Take some time to dig deep into the North Cape Coastal Region’s rich and storied history. Our museums and interpretive centers give you a fascinating glimpse into the life and experiences of our ancestors. You’ll learn more about the cultures that make up the peoples of Western PEI as well as how the past has shaped our future and given our local people their unique outlook on life.
Our roots are Mi’kmaq, Acadian and Celtic. Our people lived off the land and the sea in remarkable and different ways. You’ll learn more about the Mi’kmaq hunter-gatherer societies that called Epekwitk (meaning “resting on the waves”) their home for thousands of years before the first Europeans landed on these shores.
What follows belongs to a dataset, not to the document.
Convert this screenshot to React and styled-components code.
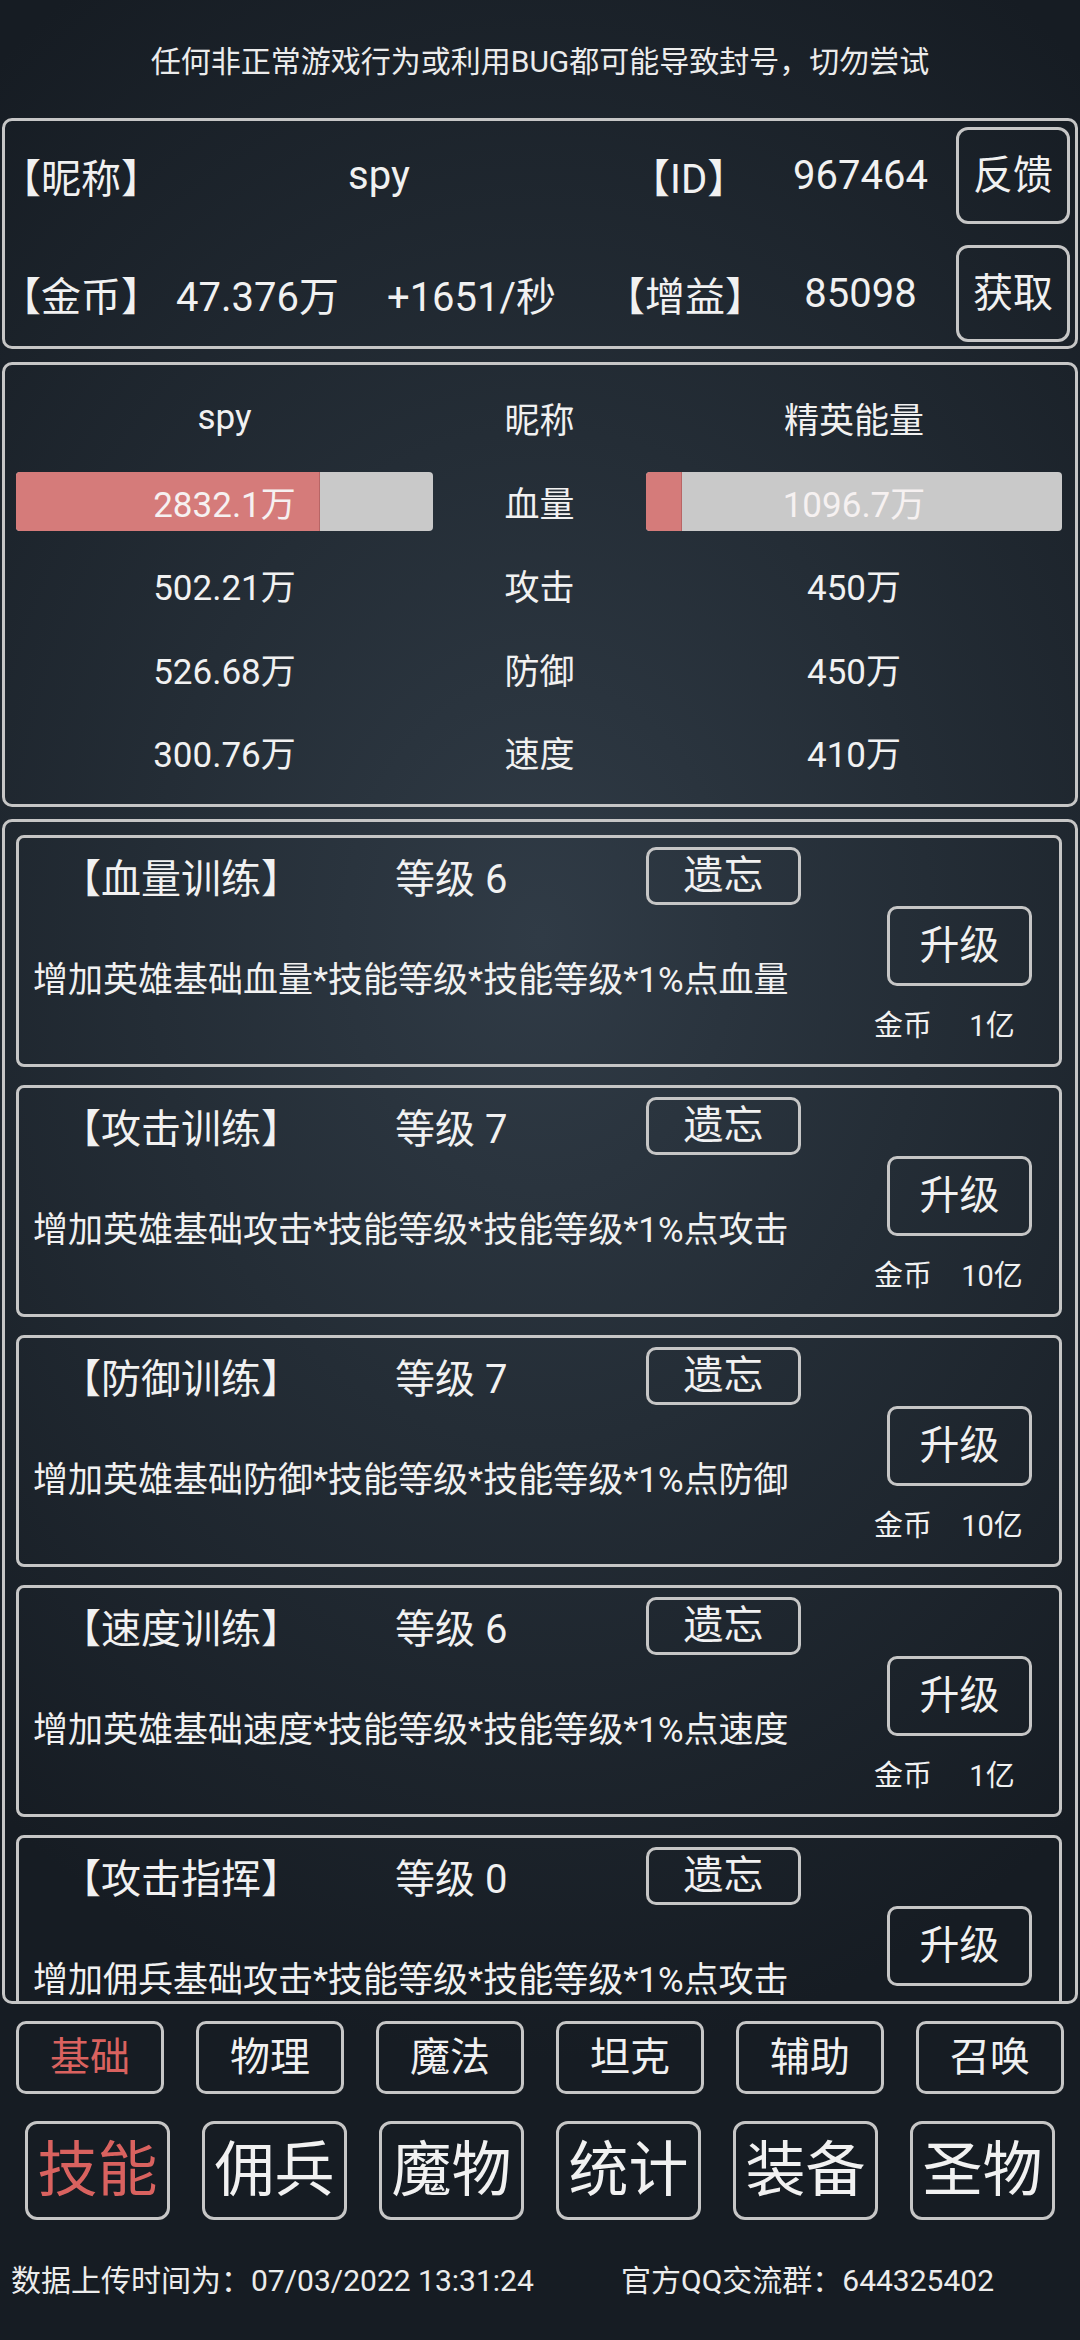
import React from "react";
import styled, { createGlobalStyle } from "styled-components";

const Global = createGlobalStyle`
  html, body { margin: 0; padding: 0; }
  body {
    width: 1080px;
    height: 2340px;
    overflow: hidden;
    background: radial-gradient(ellipse 80% 48% at 50% 40%, #303b46 0%, #242d36 45%, #161c23 100%);
    font-family: Roboto, "Noto Sans CJK SC", sans-serif;
    color: #f1f1f1;
  }
  #root { width: 1080px; height: 2340px; }
  * { box-sizing: border-box; }
`;

const BORDER = "#c6c6c6";

const Screen = styled.div`
  width: 1080px;
  height: 2340px;
  display: flex;
  flex-direction: column;
`;

const Notice = styled.div`
  height: 118px;
  display: flex;
  align-items: center;
  justify-content: center;
  font-size: 30px;
  color: #ececec;
`;

const Panel = styled.section`
  margin: 0 2px;
  border: 3px solid ${BORDER};
  border-radius: 10px;
`;

const InfoPanel = styled(Panel)`
  height: 231px;
  padding: 6px 5px 4px 0;
  display: grid;
  grid-template-rows: 97px 97px;
  row-gap: 21px;
`;

const InfoRow = styled.div`
  display: grid;
  grid-template-columns: 160px 185px 243px 172px 191px 114px;
  align-items: center;
  font-size: 40px;
`;

const Label = styled.div`
  white-space: nowrap;
  padding-left: ${(p) => p.$indent || 0}px;
  margin-left: ${(p) => p.$shift || 0}px;
`;

const Value = styled.div`
  text-align: center;
  white-space: nowrap;
  grid-column: span ${(p) => p.$span || 1};
`;

const FrameButton = styled.button`
  width: ${(p) => p.$w}px;
  height: ${(p) => p.$h}px;
  border: 3px solid ${BORDER};
  border-radius: ${(p) => p.$r || 10}px;
  background: transparent;
  color: ${(p) => (p.$active ? "#d9625f" : "#f1f1f1")};
  font-family: inherit;
  font-size: ${(p) => p.$fs}px;
  padding: 0;
  margin-left: ${(p) => p.$ml || 0}px;
  display: flex;
  align-items: center;
  justify-content: center;
  line-height: 1.2;
  flex-shrink: 0;
`;

const StatsPanel = styled(Panel)`
  margin-top: 13px;
  height: 445px;
  padding: 11px 13px 0 11px;
  display: grid;
  grid-template-columns: 417px 213px 416px;
  grid-auto-rows: 83.5px;
  align-items: center;
  text-align: center;
  font-size: 35px;
`;

const Bar = styled.div`
  position: relative;
  height: 59px;
  border-radius: 4px;
  background: #c9c9c9;
  overflow: hidden;
  display: flex;
  align-items: center;
  justify-content: center;
`;

const BarFill = styled.div`
  position: absolute;
  left: 0;
  top: 0;
  bottom: 0;
  background: #d57b7a;
  border-right: 1px solid #b86565;
`;

const BarText = styled.span`
  position: relative;
  color: #f6f1f1;
`;

const SkillPanel = styled(Panel)`
  margin-top: 12px;
  height: 1185px;
  padding: 13px 13px 0 11px;
  overflow: hidden;
  display: flex;
  flex-direction: column;
  gap: 18px;
`;

const Card = styled.div`
  height: 232px;
  flex-shrink: 0;
  border: 3px solid ${BORDER};
  border-radius: 8px;
`;

const CardTop = styled.div`
  margin-top: 9px;
  height: 58px;
  display: flex;
  align-items: center;
  font-size: 40px;
`;

const SkillTitle = styled.div`
  width: 376px;
  padding-left: 42px;
  white-space: nowrap;
`;

const SkillLevel = styled.div`
  width: 251px;
  white-space: nowrap;
`;

const CardBottom = styled.div`
  margin-top: 1px;
  display: flex;
  justify-content: space-between;
  padding-left: 14px;
`;

const Desc = styled.div`
  margin-top: 52px;
  font-size: 35px;
  line-height: 46px;
  white-space: nowrap;
`;

const RightCol = styled.div`
  width: 185px;
  display: grid;
  justify-items: start;
`;

const Cost = styled.div`
  margin-top: 16px;
  height: 42px;
  display: grid;
  grid-template-columns: 58px 120px;
  align-items: center;
  font-size: 29px;
  white-space: nowrap;
`;

const CostAmount = styled.span`
  text-align: center;
`;

const TabRow = styled.div`
  margin-top: ${(p) => p.$top}px;
  height: ${(p) => p.$h}px;
  padding: 0 ${(p) => p.$pad}px;
  display: flex;
  justify-content: space-between;
`;

const Footer = styled.div`
  margin-top: 41px;
  height: 40px;
  line-height: 40px;
  padding-left: 11px;
  display: flex;
  font-size: 30px;
  color: #ececec;
  white-space: nowrap;
`;

const FooterLeft = styled.span`
  width: 610px;
`;

const skills = [
  { name: "【血量训练】", level: 6, desc: "增加英雄基础血量*技能等级*技能等级*1%点血量", cost: "1亿" },
  { name: "【攻击训练】", level: 7, desc: "增加英雄基础攻击*技能等级*技能等级*1%点攻击", cost: "10亿" },
  { name: "【防御训练】", level: 7, desc: "增加英雄基础防御*技能等级*技能等级*1%点防御", cost: "10亿" },
  { name: "【速度训练】", level: 6, desc: "增加英雄基础速度*技能等级*技能等级*1%点速度", cost: "1亿" },
  { name: "【攻击指挥】", level: 0, desc: "增加佣兵基础攻击*技能等级*技能等级*1%点攻击", cost: null },
];

const stats = [
  ["502.21万", "攻击", "450万"],
  ["526.68万", "防御", "450万"],
  ["300.76万", "速度", "410万"],
];

const subTabs = ["基础", "物理", "魔法", "坦克", "辅助", "召唤"];
const mainTabs = ["技能", "佣兵", "魔物", "统计", "装备", "圣物"];

export default function App() {
  const heroHp = 2832.1;
  const heroMax = 3880;
  const eliteHp = 1096.7;
  const eliteMax = 12600;
  return (
    <>
      <Global />
      <Screen>
        <Notice>任何非正常游戏行为或利用BUG都可能导致封号，切勿尝试</Notice>

        <InfoPanel>
          <InfoRow>
            <Label $shift={-4}>【昵称】</Label>
            <Value $span={2}>spy</Value>
            <Label $indent={37}>【ID】</Label>
            <Value>967464</Value>
            <FrameButton $w={114} $h={97} $fs={40} $r={12}>反馈</FrameButton>
          </InfoRow>
          <InfoRow>
            <Label $shift={-4}>【金币】</Label>
            <Value>47.376万</Value>
            <Value>+1651/秒</Value>
            <Label $indent={12}>【增益】</Label>
            <Value>85098</Value>
            <FrameButton $w={114} $h={97} $fs={40} $r={12}>获取</FrameButton>
          </InfoRow>
        </InfoPanel>

        <StatsPanel>
          <div>spy</div>
          <div>昵称</div>
          <div>精英能量</div>
          <Bar>
            <BarFill style={{ width: `${(heroHp / heroMax) * 100}%` }} />
            <BarText>2832.1万</BarText>
          </Bar>
          <div>血量</div>
          <Bar>
            <BarFill style={{ width: `${(eliteHp / eliteMax) * 100}%` }} />
            <BarText>1096.7万</BarText>
          </Bar>
          {stats.map(([a, b, c]) => (
            <React.Fragment key={b}>
              <div>{a}</div>
              <div>{b}</div>
              <div>{c}</div>
            </React.Fragment>
          ))}
        </StatsPanel>

        <SkillPanel>
          {skills.map((s) => (
            <Card key={s.name}>
              <CardTop>
                <SkillTitle>{s.name}</SkillTitle>
                <SkillLevel>等级 {s.level}</SkillLevel>
                <FrameButton $w={155} $h={58} $fs={40}>遗忘</FrameButton>
              </CardTop>
              <CardBottom>
                <Desc>{s.desc}</Desc>
                <RightCol>
                  <FrameButton $w={145} $h={80} $fs={40} $ml={13}>升级</FrameButton>
                  {s.cost && (
                    <Cost>
                      <span>金币</span>
                      <CostAmount>{s.cost}</CostAmount>
                    </Cost>
                  )}
                </RightCol>
              </CardBottom>
            </Card>
          ))}
        </SkillPanel>

        <TabRow $top={17} $h={73} $pad={16}>
          {subTabs.map((t, i) => (
            <FrameButton key={t} $w={148} $h={73} $fs={40} $active={i === 0}>{t}</FrameButton>
          ))}
        </TabRow>

        <TabRow $top={27} $h={99} $pad={25}>
          {mainTabs.map((t, i) => (
            <FrameButton key={t} $w={145} $h={99} $fs={60} $r={12} $active={i === 0}>{t}</FrameButton>
          ))}
        </TabRow>

        <Footer>
          <FooterLeft>数据上传时间为：07/03/2022 13:31:24</FooterLeft>
          <span>官方QQ交流群：644325402</span>
        </Footer>
      </Screen>
    </>
  );
}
The Pow Wow in August, on the impressive pow wow grounds, is an event unlike any you’ve ever witnessed. This is not a put-on tourist attraction, but rather an authentic celebration featuring opening prayers, dancing, drumming, sweat lodge and feast. Powerful drums, colourful jingle dresses and dancing will delight and amaze you. Everyone is welcome to join in the celebration.
The first European explorers arrived in the 16th century. So lovely was our Island, that French explorer Jacques Cartier declared “…it is the fairest land ’tis possible to see!” French Acadian settlers called the Island Isle Saint-Jean. We have stories of their determination to wrest farmland from the forests of the Island and the alliances they forged with the First Nations people they encountered. A visit to the Acadian Museum of PEI in Miscouche will give you insight into the Evangeline Region and the hardships endured by the French settlers as distant governments jostled for political power and swapped lands.
English and Celtic
England took occupation of the Island in the mid-1700s. English, and later Scottish and Irish, settlers arrived to escape economic hardship in their homelands. The Island was again renamed in 1799 as Prince Edward Island in honour of Prince Edward, Duke of Kent, the father of Queen Victoria.
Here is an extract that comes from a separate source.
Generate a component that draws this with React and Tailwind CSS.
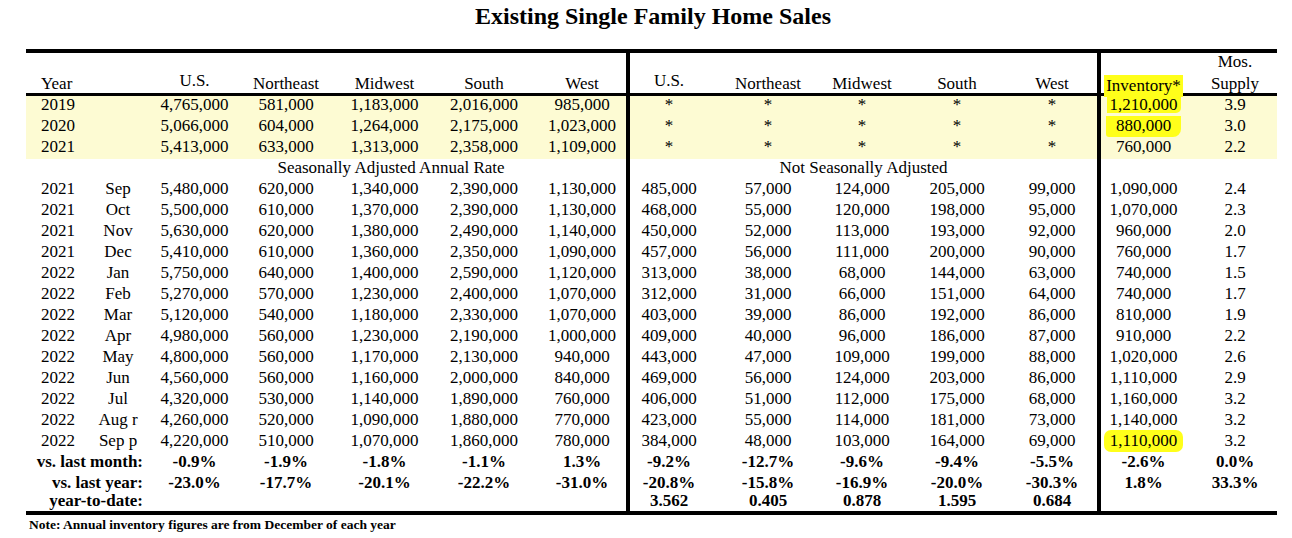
import React from 'react';

const GRID =
  'grid grid-cols-[54px_76px_77px_106px_91px_108px_88px_4px_78px_120px_68px_122px_79px_4px_85px_91px]';

const annual = [
  { year: '2019', left: ['4,765,000', '581,000', '1,183,000', '2,016,000', '985,000'], inv: '1,210,000', mos: '3.9', mark: 'a' },
  { year: '2020', left: ['5,066,000', '604,000', '1,264,000', '2,175,000', '1,023,000'], inv: '880,000', mos: '3.0', mark: 'b' },
  { year: '2021', left: ['5,413,000', '633,000', '1,313,000', '2,358,000', '1,109,000'], inv: '760,000', mos: '2.2' },
];

const monthly = [
  ['2021', 'Sep', '5,480,000', '620,000', '1,340,000', '2,390,000', '1,130,000', '485,000', '57,000', '124,000', '205,000', '99,000', '1,090,000', '2.4'],
  ['2021', 'Oct', '5,500,000', '610,000', '1,370,000', '2,390,000', '1,130,000', '468,000', '55,000', '120,000', '198,000', '95,000', '1,070,000', '2.3'],
  ['2021', 'Nov', '5,630,000', '620,000', '1,380,000', '2,490,000', '1,140,000', '450,000', '52,000', '113,000', '193,000', '92,000', '960,000', '2.0'],
  ['2021', 'Dec', '5,410,000', '610,000', '1,360,000', '2,350,000', '1,090,000', '457,000', '56,000', '111,000', '200,000', '90,000', '760,000', '1.7'],
  ['2022', 'Jan', '5,750,000', '640,000', '1,400,000', '2,590,000', '1,120,000', '313,000', '38,000', '68,000', '144,000', '63,000', '740,000', '1.5'],
  ['2022', 'Feb', '5,270,000', '570,000', '1,230,000', '2,400,000', '1,070,000', '312,000', '31,000', '66,000', '151,000', '64,000', '740,000', '1.7'],
  ['2022', 'Mar', '5,120,000', '540,000', '1,180,000', '2,330,000', '1,070,000', '403,000', '39,000', '86,000', '192,000', '86,000', '810,000', '1.9'],
  ['2022', 'Apr', '4,980,000', '560,000', '1,230,000', '2,190,000', '1,000,000', '409,000', '40,000', '96,000', '186,000', '87,000', '910,000', '2.2'],
  ['2022', 'May', '4,800,000', '560,000', '1,170,000', '2,130,000', '940,000', '443,000', '47,000', '109,000', '199,000', '88,000', '1,020,000', '2.6'],
  ['2022', 'Jun', '4,560,000', '560,000', '1,160,000', '2,000,000', '840,000', '469,000', '56,000', '124,000', '203,000', '86,000', '1,110,000', '2.9'],
  ['2022', 'Jul', '4,320,000', '530,000', '1,140,000', '1,890,000', '760,000', '406,000', '51,000', '112,000', '175,000', '68,000', '1,160,000', '3.2'],
  ['2022', 'Aug r', '4,260,000', '520,000', '1,090,000', '1,880,000', '770,000', '423,000', '55,000', '114,000', '181,000', '73,000', '1,140,000', '3.2'],
  ['2022', 'Sep p', '4,220,000', '510,000', '1,070,000', '1,860,000', '780,000', '384,000', '48,000', '103,000', '164,000', '69,000', '1,110,000', '3.2'],
];

const summary = [
  { label: 'vs. last month:', vals: ['-0.9%', '-1.9%', '-1.8%', '-1.1%', '1.3%', '-9.2%', '-12.7%', '-9.6%', '-9.4%', '-5.5%', '-2.6%', '0.0%'], h: 'h-[21px]' },
  { label: 'vs. last year:', vals: ['-23.0%', '-17.7%', '-20.1%', '-22.2%', '-31.0%', '-20.8%', '-15.8%', '-16.9%', '-20.0%', '-30.3%', '1.8%', '33.3%'], h: 'h-[18px]' },
  { label: 'year-to-date:', vals: ['', '', '', '', '', '3.562', '0.405', '0.878', '1.595', '0.684', '', ''], h: 'h-[19px]' },
];

const Cell = ({ children, className = '' }) => (
  <div className={`text-center whitespace-nowrap ${className}`}>{children}</div>
);

const Bar = () => <div className="bg-black" />;

// left 5 values, right 5 values, inventory, supply
const Values = ({ vals, inv, mos }) => (
  <>
    {vals.slice(0, 5).map((v, i) => <Cell key={'l' + i}>{v}</Cell>)}
    <Bar />
    {vals.slice(5, 10).map((v, i) => (
      <Cell key={'r' + i} className={i === 4 ? 'pr-[11px]' : ''}>{v}</Cell>
    ))}
    <Bar />
    <Cell>{inv}</Cell>
    <Cell className="pl-[7px]">{mos}</Cell>
  </>
);

const Highlight = ({ mark, children }) => {
  if (mark === 'a') {
    return <span className="inline-block bg-[#ffff1a] px-[3px] rounded-br-[5px]">{children}</span>;
  }
  if (mark === 'b') {
    return (
      <span className="inline-block bg-[#ffff1a] px-[10px] -mt-[1px] pt-[1px] pb-[3px] rounded-bl-[3px] rounded-br-[8px]">
        {children}
      </span>
    );
  }
  if (mark === 'c') {
    return (
      <span className="inline-block bg-[#ffff1a] px-[6px] -mt-[2px] pt-[2px] pb-[3px] rounded-[7px]">{children}</span>
    );
  }
  return children;
};

export default function App() {
  const headers = ['Northeast', 'Midwest', 'South'];
  return (
    <div className="w-[1292px] h-[538px] bg-white text-black font-['Liberation_Serif','Times_New_Roman',serif] text-[17px] leading-[17px]">
      <h1 className="h-[49px] pt-[4px] pl-[14px] text-center text-[24px] leading-[24px] font-bold">
        Existing Single Family Home Sales
      </h1>

      <div className="ml-[26px] w-[1251px]">
        <div className="h-[4px] bg-black" />

        {/* header */}
        <div className={`${GRID} h-[40px]`}>
          <div className="flex items-end pl-[15px] pb-[6px]">Year</div>
          <div />
          <div className="flex items-end justify-center pb-[9px]">U.S.</div>
          {headers.map((h) => (
            <div key={h} className="flex items-end justify-center pb-[6px]">{h}</div>
          ))}
          <div className="flex items-end justify-center pb-[6px]">West</div>
          <Bar />
          <div className="flex items-end justify-center pb-[9px]">U.S.</div>
          {headers.map((h) => (
            <div key={'r' + h} className="flex items-end justify-center pb-[6px]">{h}</div>
          ))}
          <div className="flex items-end justify-center pb-[6px] pr-[11px]">West</div>
          <Bar />
          <div className="flex items-end justify-center pb-[1px]">
            <span className="bg-[#ffff1a] px-[2px] pt-[2px] pb-[3px]">Inventory*</span>
          </div>
          <div className="flex flex-col items-center justify-end gap-[5px] pb-[6px] pl-[7px]">
            <span>Mos.</span>
            <span>Supply</span>
          </div>
        </div>

        <div className="h-[3px] bg-black" />

        {/* annual rows */}
        <div className="bg-[#fdfbd3]">
          {annual.map((r) => (
            <div key={r.year} className={`${GRID} h-[21px]`}>
              <div className="pl-[15px]">{r.year}</div>
              <div />
              <Values
                vals={[...r.left, '*', '*', '*', '*', '*']}
                inv={<Highlight mark={r.mark}>{r.inv}</Highlight>}
                mos={r.mos}
              />
            </div>
          ))}
        </div>

        {/* label row */}
        <div className={`${GRID} h-[21px]`}>
          <div className="col-span-2" />
          <div className="col-span-5 text-center">Seasonally Adjusted Annual Rate</div>
          <Bar />
          <div className="col-span-5 text-center">Not Seasonally Adjusted</div>
          <Bar />
          <div className="col-span-2" />
        </div>

        {/* monthly rows */}
        {monthly.map((r, idx) => (
          <div key={r[0] + r[1]} className={`${GRID} h-[21px]`}>
            <div className="pl-[15px]">{r[0]}</div>
            <Cell>{r[1]}</Cell>
            <Values
              vals={r.slice(2, 12)}
              inv={idx === monthly.length - 1 ? <Highlight mark="c">{r[12]}</Highlight> : r[12]}
              mos={r[13]}
            />
          </div>
        ))}

        {/* summary rows */}
        {summary.map((s) => (
          <div key={s.label} className={`${GRID} ${s.h} font-bold`}>
            <div className="col-span-2 text-right pr-[13px] whitespace-nowrap">{s.label}</div>
            <Values vals={s.vals.slice(0, 10)} inv={s.vals[10]} mos={s.vals[11]} />
          </div>
        ))}

        <div className="h-[4px] bg-black" />
      </div>

      <p className="mt-[3px] pl-[29px] text-[13.5px] leading-[13px] font-bold">
        Note: Annual inventory figures are from December of each year
      </p>
    </div>
  );
}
All these stories are the building blocks of the birth of a new nation. In 1864, the Charlottetown Conference was held to discuss the idea of Canadian union. The conference led to Canada officially becoming a nation in 1867. The people of Prince Edward Island are fiercely independent, though, and it took some convincing and a promise of a continuous link to the mainland before we joined the union and became a province of Canada in 1873.
We are a young nation that is still learning and growing and striving to do right by all its peoples – the First Nations, the early settlers and the new immigrants to our shores.